WHAT IS ASKED ▸ Gather, from the listing beneath this task, every line holding the string "screenshot".

Web page code records:
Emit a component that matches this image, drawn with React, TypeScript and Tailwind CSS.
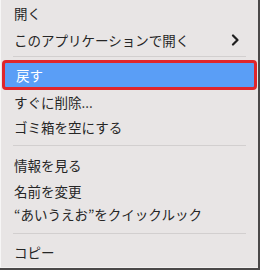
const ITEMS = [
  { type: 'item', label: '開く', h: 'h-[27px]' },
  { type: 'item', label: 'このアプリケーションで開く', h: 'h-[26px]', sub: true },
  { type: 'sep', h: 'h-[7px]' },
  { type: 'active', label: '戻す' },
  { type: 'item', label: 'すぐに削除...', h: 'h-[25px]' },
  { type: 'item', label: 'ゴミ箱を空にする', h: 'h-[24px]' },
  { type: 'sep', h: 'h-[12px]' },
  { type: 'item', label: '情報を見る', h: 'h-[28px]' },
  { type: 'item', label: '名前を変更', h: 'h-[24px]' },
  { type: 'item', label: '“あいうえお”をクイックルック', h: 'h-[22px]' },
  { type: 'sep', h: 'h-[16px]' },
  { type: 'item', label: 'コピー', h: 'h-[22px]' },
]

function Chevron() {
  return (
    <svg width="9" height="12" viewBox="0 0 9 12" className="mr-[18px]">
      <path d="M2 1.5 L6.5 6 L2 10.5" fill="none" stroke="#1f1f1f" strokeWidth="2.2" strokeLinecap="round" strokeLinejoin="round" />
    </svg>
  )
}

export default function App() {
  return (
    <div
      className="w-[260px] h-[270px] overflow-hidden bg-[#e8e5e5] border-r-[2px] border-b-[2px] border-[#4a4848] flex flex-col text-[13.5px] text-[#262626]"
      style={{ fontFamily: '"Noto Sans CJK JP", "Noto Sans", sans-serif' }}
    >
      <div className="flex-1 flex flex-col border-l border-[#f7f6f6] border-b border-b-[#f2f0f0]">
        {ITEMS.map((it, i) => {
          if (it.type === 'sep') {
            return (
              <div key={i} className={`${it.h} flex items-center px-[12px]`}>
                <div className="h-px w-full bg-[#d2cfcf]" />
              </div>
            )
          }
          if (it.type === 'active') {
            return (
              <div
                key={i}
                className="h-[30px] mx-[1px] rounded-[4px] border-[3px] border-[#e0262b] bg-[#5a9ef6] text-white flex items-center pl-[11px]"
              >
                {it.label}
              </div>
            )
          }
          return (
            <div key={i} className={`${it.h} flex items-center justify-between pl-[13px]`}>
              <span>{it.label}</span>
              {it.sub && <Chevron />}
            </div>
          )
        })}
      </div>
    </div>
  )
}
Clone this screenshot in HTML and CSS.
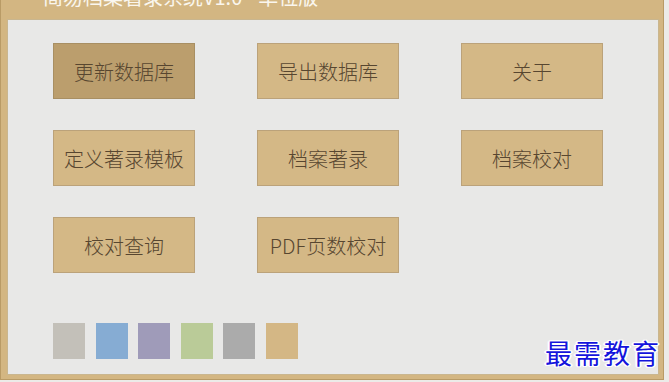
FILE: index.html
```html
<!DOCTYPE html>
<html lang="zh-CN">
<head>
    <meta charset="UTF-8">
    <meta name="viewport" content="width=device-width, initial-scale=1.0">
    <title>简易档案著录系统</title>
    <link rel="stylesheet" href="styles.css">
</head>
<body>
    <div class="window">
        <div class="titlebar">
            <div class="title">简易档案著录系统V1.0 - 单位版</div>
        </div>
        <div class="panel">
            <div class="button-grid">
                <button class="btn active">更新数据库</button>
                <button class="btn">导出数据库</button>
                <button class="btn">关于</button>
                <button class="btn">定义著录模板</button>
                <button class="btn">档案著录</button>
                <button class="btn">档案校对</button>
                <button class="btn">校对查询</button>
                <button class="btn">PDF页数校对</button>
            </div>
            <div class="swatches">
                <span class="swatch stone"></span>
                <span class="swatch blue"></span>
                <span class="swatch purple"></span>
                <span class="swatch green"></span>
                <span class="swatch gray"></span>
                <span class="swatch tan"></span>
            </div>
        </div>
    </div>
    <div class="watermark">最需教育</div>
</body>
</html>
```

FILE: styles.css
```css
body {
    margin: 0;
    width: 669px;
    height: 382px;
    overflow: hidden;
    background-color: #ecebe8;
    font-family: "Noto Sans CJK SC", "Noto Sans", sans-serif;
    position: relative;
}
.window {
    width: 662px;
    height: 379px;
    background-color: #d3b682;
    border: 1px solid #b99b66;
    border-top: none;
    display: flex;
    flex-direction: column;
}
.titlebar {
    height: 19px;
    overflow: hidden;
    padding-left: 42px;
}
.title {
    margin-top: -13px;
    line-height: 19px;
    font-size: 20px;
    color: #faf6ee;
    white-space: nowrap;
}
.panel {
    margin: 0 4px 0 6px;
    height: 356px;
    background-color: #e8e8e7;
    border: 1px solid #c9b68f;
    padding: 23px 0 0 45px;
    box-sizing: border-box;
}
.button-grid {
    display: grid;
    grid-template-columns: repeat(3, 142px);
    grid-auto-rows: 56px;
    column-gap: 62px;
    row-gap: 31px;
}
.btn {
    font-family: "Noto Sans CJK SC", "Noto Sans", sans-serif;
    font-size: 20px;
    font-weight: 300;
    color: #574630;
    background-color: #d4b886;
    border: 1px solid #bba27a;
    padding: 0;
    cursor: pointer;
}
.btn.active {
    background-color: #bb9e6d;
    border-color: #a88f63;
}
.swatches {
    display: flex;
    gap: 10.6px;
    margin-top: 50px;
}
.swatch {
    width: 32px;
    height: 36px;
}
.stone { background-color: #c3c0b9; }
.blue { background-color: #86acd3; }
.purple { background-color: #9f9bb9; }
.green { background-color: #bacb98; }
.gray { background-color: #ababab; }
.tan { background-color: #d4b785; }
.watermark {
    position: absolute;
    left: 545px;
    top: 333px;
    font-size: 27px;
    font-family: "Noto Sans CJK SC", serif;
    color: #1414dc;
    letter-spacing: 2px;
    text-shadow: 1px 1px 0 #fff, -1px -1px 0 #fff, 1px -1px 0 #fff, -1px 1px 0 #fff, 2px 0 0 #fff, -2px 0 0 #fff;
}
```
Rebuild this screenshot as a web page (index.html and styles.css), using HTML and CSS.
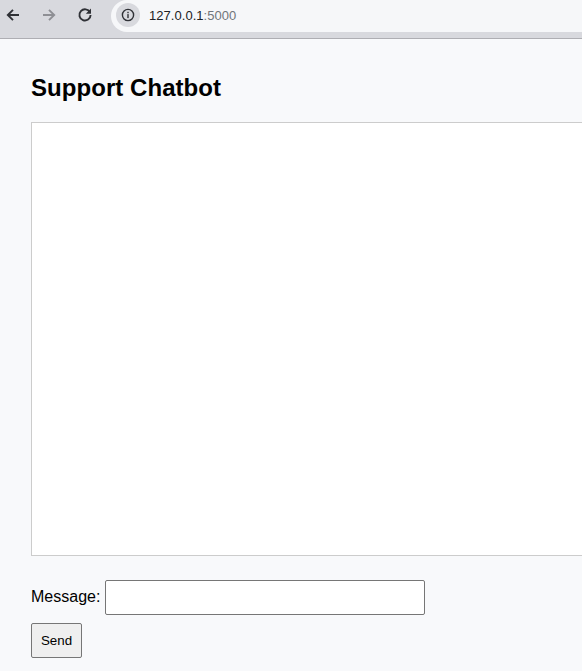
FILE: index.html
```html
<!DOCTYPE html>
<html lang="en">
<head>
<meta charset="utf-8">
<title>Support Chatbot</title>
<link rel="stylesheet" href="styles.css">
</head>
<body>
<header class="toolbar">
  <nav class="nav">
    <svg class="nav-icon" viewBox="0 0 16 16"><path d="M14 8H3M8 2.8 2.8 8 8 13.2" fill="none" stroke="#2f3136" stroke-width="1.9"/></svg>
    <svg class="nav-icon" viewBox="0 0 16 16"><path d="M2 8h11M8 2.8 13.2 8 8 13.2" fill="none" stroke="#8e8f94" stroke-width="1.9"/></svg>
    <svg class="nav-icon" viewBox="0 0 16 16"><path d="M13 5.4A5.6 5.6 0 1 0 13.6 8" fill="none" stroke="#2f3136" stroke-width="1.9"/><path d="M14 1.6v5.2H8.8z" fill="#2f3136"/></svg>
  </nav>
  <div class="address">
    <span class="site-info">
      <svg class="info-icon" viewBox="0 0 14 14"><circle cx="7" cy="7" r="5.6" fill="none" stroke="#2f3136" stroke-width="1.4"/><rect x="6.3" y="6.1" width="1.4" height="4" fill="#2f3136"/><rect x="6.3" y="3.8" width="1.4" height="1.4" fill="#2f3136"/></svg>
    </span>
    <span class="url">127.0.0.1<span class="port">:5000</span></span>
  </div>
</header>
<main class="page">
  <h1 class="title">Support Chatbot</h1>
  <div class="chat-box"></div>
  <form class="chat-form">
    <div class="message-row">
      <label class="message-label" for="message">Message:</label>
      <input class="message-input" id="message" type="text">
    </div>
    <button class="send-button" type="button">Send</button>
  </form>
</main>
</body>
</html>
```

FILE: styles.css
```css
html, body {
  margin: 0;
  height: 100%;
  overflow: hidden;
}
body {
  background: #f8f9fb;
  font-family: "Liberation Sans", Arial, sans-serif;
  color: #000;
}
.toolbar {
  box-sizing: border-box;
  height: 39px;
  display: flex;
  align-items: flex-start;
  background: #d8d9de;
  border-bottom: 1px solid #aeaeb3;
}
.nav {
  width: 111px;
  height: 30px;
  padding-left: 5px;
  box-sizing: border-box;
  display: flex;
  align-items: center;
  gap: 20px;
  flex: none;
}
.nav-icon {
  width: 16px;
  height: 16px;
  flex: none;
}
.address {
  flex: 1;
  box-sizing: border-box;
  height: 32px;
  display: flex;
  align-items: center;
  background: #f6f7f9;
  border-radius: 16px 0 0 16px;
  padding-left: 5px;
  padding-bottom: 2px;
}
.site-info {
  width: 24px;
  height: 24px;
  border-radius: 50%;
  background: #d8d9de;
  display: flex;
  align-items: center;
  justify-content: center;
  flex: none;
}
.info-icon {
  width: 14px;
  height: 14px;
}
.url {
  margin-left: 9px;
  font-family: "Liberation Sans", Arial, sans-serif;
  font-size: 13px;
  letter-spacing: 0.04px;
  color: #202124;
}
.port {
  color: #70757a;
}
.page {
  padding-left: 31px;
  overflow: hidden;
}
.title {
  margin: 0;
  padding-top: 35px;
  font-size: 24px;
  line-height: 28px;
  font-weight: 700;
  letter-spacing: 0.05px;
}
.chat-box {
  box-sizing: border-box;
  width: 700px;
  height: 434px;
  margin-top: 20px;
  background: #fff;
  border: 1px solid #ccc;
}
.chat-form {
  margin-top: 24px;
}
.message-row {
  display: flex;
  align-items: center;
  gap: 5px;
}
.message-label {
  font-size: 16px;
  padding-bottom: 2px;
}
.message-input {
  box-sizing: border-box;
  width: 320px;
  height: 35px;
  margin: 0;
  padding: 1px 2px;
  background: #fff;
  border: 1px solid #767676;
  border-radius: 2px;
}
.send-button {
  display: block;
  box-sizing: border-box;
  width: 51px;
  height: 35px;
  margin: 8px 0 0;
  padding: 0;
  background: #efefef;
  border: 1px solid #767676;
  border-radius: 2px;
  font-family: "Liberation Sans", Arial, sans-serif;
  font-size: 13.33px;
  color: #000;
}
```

OUTPUT OF THE TASK ▸
Clone this screenshot in HTML and CSS.
Rebuild this screenshot as a web page (index.html and styles.css), using HTML and CSS.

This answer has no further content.